Brave to the rescue, mixed feelings about CEO

As someone who streams a lot of football (soccer for many of you) along with a number of other sports (this includes the Republican debates) and U.S. television from my home in Guatemala, online ads can be a bit of a bane to my existence. Imagine my excitement today when I woke to a press release in my inbox announcing a new browser specifically designed to block online ads.

While I appreciate the Brave browser’s aim to block unwanted ads, I’m personally a bit torn on its creator, president and CEO, Brendan Eich. Eich was, if you remember, CEO of Mozilla for eleven days before stepping down less than two weeks into his tenure when it came to light that he made a 2008 contribution to a group who supported Proposition 8, the California ballot measure that banned same-sex marriage.

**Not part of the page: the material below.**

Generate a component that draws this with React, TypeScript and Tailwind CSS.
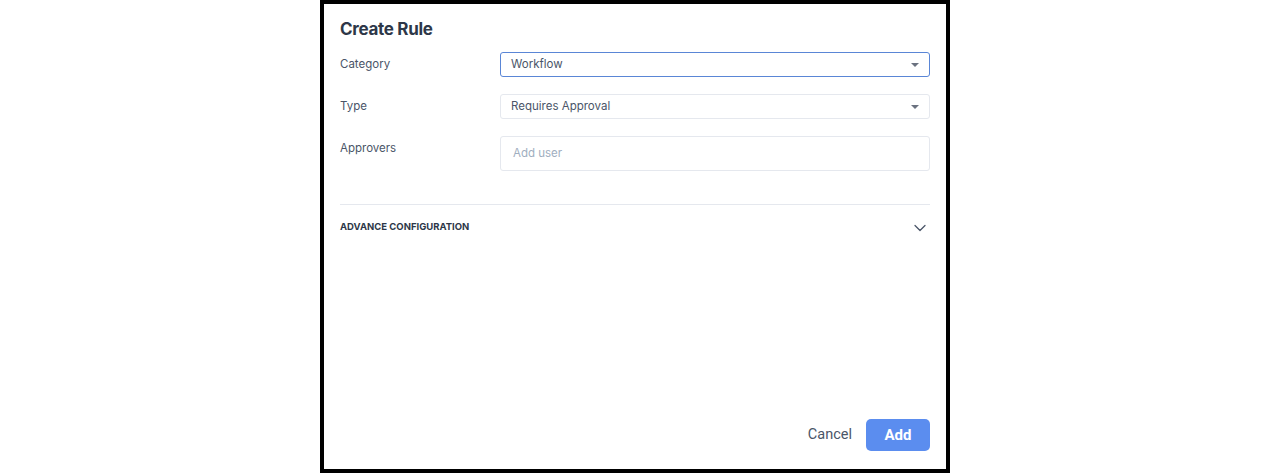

Few have used Brave yet which is designed for Window and OS X for desktop use as well as both iOS and Android for mobile use. It’s presently only made available for developers and it’s version 0.7 means it remains under construction with no preview and no final code launch date announced.

Eich explains Brave

Brave’s CEO is no fan of ad tracking going so far as to call the practice a “primal threat” to privacy. “I contend that the threat we face is ancient and, at bottom, human,” Eich wrote on Brave’s website. “Some call it advertising, others privacy. I view it as the Principal-Agent conflict of interest woven into the fabric of the Web.”

Eich doesn’t believe that ad tracking is a two-way street, but rather a predatory practice that encourages websites, including this one, to target you with revenue generating ads. Now that I think about, sports aren’t as important as my job.

In a nutshell, Brave intends to clean a website of the majority of its ads and all tracking and then supply its own ads from an anonymous collection of alternate ads.

“We will target ads based on browser-side intent signals phrased in a standard vocabulary, and without a persistent user id or highly re-identifiable cookie,” Eich said. “By default Brave will insert ads only in a few standard-sized spaces. We find those spaces via a cloud robot.”

“We are building a new browser and a connected private cloud service with anonymous ads,” he continued.